A Site by Jaysam Thanki, Web Architect

How to rebuild Intel Raid (isw) on Linux

For years, I’ve ran many small servers running the popular ICH/ISW Intel Storage Matrix RAID in Raid-1 configuration. For many years this has worked absolutely perfectly with no issues on both Windows and Linux. But something has always really bugged me. What do i do when (and they will) a drive fails? How does ISW handle it?

On Windows, this is simple, you launch the Storage Matrix software and click rebuild (if it isn’t rebuilding automagically). But how do you do this on a Linux server which has no Storage Matrix software? After hours of Googling, i came across the command “dmraid -R”. But that didn’t work in my test environments.

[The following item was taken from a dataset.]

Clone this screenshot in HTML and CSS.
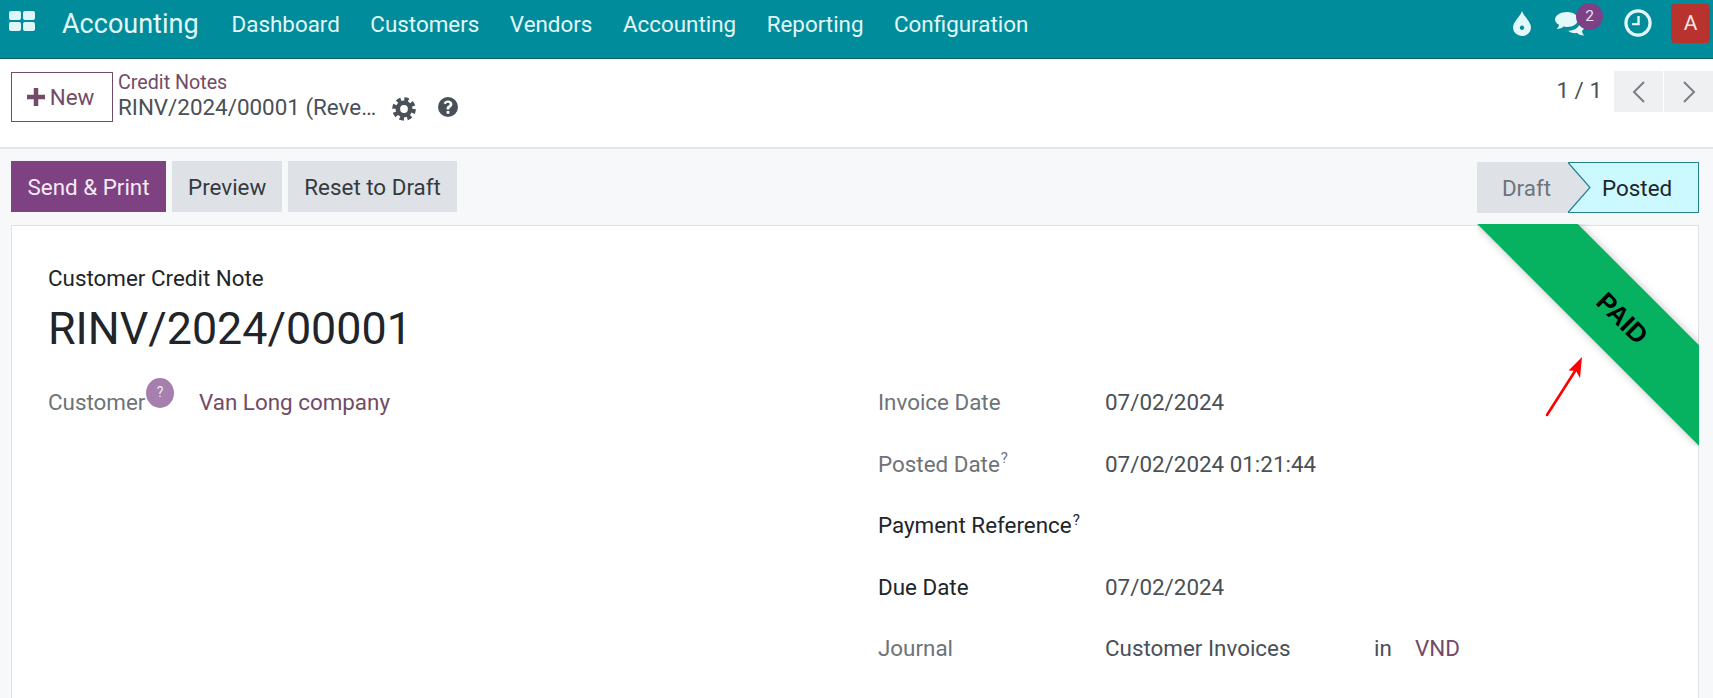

So i spent a whole afternoon figuring this out. This is what i found.

DMRaid Works. Sort of

DMRaid is the linux implementation of popular onboard RAID setups. Your raid can be from Intel, Nvidia, Promise and a few others who do implement it. Intel is the most common one, and that’s the one i generally have on all my Intel servers. What *you* may find is that your implementation is different, but this posting should help you.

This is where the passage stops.